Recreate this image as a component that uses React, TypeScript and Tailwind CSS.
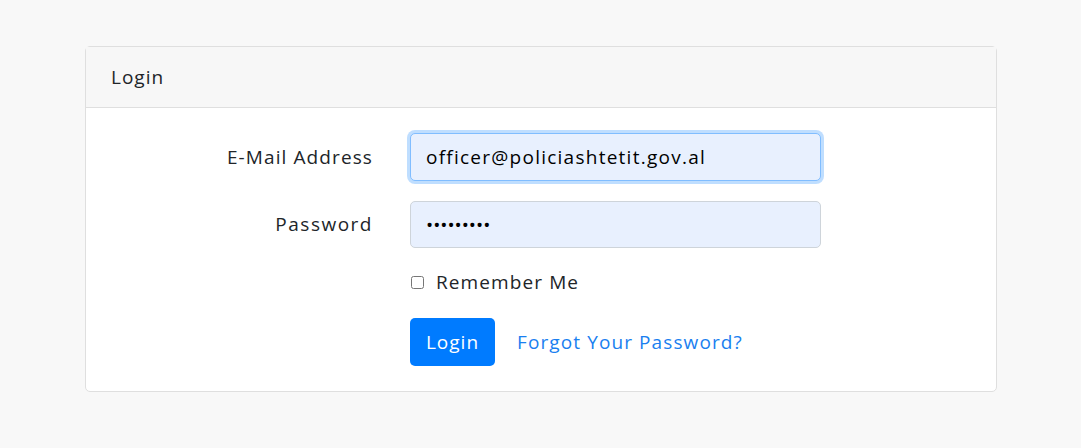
import React from 'react';

const font = { fontFamily: '"Open Sans", "Liberation Sans", sans-serif' };

export default function App() {
  return (
    <div className="min-h-screen bg-[#f8f8f8] pt-[46px] pl-[85px] text-[#212529]" style={font}>
      <div className="w-[912px] rounded-[5px] border border-[#dfdfdf] bg-white">
        <div className="flex h-[61px] items-center border-b border-[#dfdfdf] bg-[#f7f7f7] px-[25px] text-[19px] tracking-[1px]">
          Login
        </div>

        <div className="py-[25px] text-[19px] tracking-[1.1px]">
          <div className="mb-[20px] flex items-center">
            <label className="w-[287px] text-right">E-Mail Address</label>
            <input
              readOnly
              type="email"
              value="officer@policiashtetit.gov.al"
              className="ml-[37px] h-[48px] w-[411px] rounded-[5px] border border-[#80bdff] bg-[#e8f0fe] px-[15px] text-[19px] tracking-[1.25px] text-black shadow-[0_0_0_3px_rgba(0,123,255,0.25)] outline-none"
            />
          </div>

          <div className="mb-[20px] flex items-center">
            <label className="w-[287px] text-right tracking-[1.5px]">Password</label>
            <input
              readOnly
              type="password"
              value="123456789"
              className="ml-[37px] h-[47px] w-[411px] rounded-[5px] border border-[#ced4da] bg-[#e8f0fe] px-[15px] text-[19px] tracking-[0px] text-black outline-none"
            />
          </div>

          <div className="mb-[21px] ml-[325px] flex h-[29px] items-center">
            <input type="checkbox" className="h-[13px] w-[13px]" />
            <label className="ml-[12px]">Remember Me</label>
          </div>

          <div className="ml-[324px] flex items-center">
            <button className="h-[48px] w-[85px] rounded-[5px] bg-[#007bff] text-[19px] tracking-[1px] text-white">Login</button>
            <a href="#" className="ml-[22px] text-[#1a7ff0]">Forgot Your Password?</a>
          </div>
        </div>
      </div>
    </div>
  );
}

------------------------------------------------

What you are asked to do:
Which lines of the material contain the string "React"? List each of them.

Task answer:
Recreate this image as a component that uses React, TypeScript and Tailwind CSS.
import React from 'react';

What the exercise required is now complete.